There are some aspects to containerization that are very feasible, but only at certain scales and the points you brought up makes me question whether you perhaps might be over-engineering things a bit.
Those things exist, but you need the "setup" bit to achieve the level of isolation that you want.
For example, volumes: With Kubernetes (on Docker), the lifetime of the volume mount is handled for you. No other containers have access to the mount. Container dies, mount dies. Whereas on plain Linux, mounts stay. You need cleanup, or you need to statically bind apps to their machines, which will seriously limit your ability to launch new machines -- there will be a lot of state associated with the bootstrapping of each node. Statefulness is the enemy of deployment, so really what you want is some networked block storage (EBS on AWS, for example) plus an automatic mount/unmount controller, thereby decoupling the app from the machine and allowing the app to run anywhere.
Environment vars are inherited and follow the process tree, so those are solved by Linux itself.
Process trees also handle "nesting": Parent dies, children die. But you will end up in a situation where a child process might spawn a child process that detaches. This is particularly hard to fix when a parent terminates, because the child doesn't want to be killed. Now you have orphaned process trees. The Linux solution is called cgroups, which allows you to associate process trees with groups, which children cannot escape from. So you use cgroups, and write state management code to clean up an app's processes.
I could go on, but in short: You want the things that containerization gives you. It might not be Docker, although any attempt to fulfill the principles of containerization will eventually resemble Docker.
You now have generic interfaces (Dockerfile, docker-compose, Kubernetes/Rancher templates, etc.) to define your app and how to tie it together with the infrastructure.
Having these declarative definitions make it easy to link your app with different SDN or SDS solutions.
For example, RexRay for the storage backend abstraction of your container:
You can have the same app connected to either ScaleIO in your enterprise or EBS as storage.
We are closer than ever to true hybrid cloud apps and it's now much more easier to streamline the development process from your workstation to production.
We are closer than ever to true hybrid cloud apps and it's now much more easier to streamline the development process from your workstation to production.
This sounds exactly like the "It's the future!" guy in the original post...
Have to admit, as a fellow Go dev, with single binary static compiles, I don't really GET why I need docker... all it seems to offer is an increased workload and complicated build proc
You don't really, but tools like kubernetes, which are really useful if you're deploying a number of heterogeneous apps, expect a container format as they aim at a market wider than just golang. The overhead of putting the service inside docker and following 12 factor is minimal and largely worth it, but if you're only running a single go binary, you could legitimatly go other ways.

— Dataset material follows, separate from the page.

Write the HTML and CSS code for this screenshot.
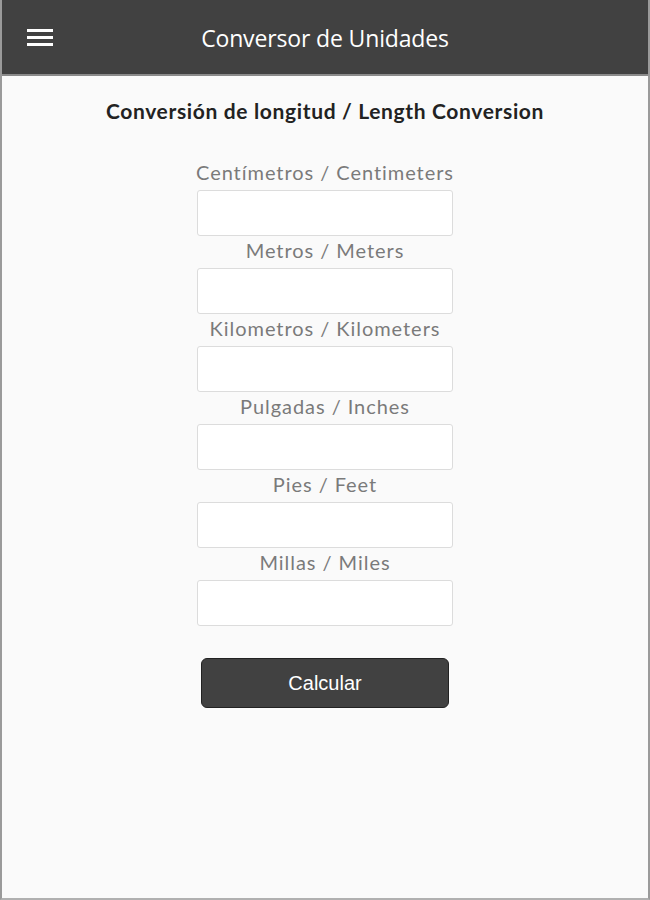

Something like kubernetes also lets you abstract away the lock-in of your cloud infrastructure, so whilst it adds another layer and a bit of complexity, it again is arguably worth the effort if you're worried about needing to migrate away from your current target for some reason in the future.
As a framework it abstracts apps from infrastructure quite well. It's super easy for me to replace my log shipping container in kubernetes and have most things continue to work, as all the apps have a uniform interface.
Nobodies saying you can't build these things without kubernetes, but it definitely gives me more of the things than configuation managment systems currently do. Personally, I'd rather aim at the framework than handles more of what I need it to do.
Finally, bootstrapping a kubernetes cluster is actually quite trivial and you can get one off the shelf in GKE, so I'm not really sure why I'd personally want to go another route.
In my humble case, Docker solves the problems I have to manage the systems on which my application runs (and that's mainly it). A single dockerfile of 20-30 lines describes a whole system (operating system, versions, packages, libraries, etc), and cherry on the cake, I can version it in my git repository.
This is not revolutionary in itself, but having the creation and deployment of a server being 100% replicable (+ fast and easy!) on dev, preproduction, and production environments, plus it's managed with my usual versionning tool, that is something I appreciate very much.
Sure, there are other tools to do the same, but docker does the job just fine.
Isolation is a strong argument. You don't want one process to starve another. You can get isolation via one-host-per-service or you can get it using cgroups. Docker sort of gives you both, without the waste of one-per-host and with a manageable set of tooling around cgroups.
Yes yes yes. We're nearly 100% Go on the backend and deployment is a breeze. We don't use Docker because it wouldn't give us anything beyond more things to configure. Our CI deploys binaries to S3 and the rest is just as easy.
Namespaced filesystem shouldn't even be a special requirement - your program should use relative or at least configurable paths. I mean, directories are namespaced filesystems.
Your program don't see what else is running on the system. Also means that it removes possible conflicts for shared libraries and other system-wide dependencies.
This kind of isolation is not only good for app bundling as a developer, but even more important as an operator in a multi-tenant scenario. You throw in containers and they don't step on each other toes. Plus, system stay clean and it's easy to move things around.
Except now Go and Rust make it very easy to compile static Linux binaries that don't depend on glibc, and even cross-compile them easily.
Hell I think it's actually not even that hard to do with C/C++: https://www.musl-libc.org/how.html
If I have a binary built by Go, what problems does Docker solve that just copying that binary to a normal machine doesn't?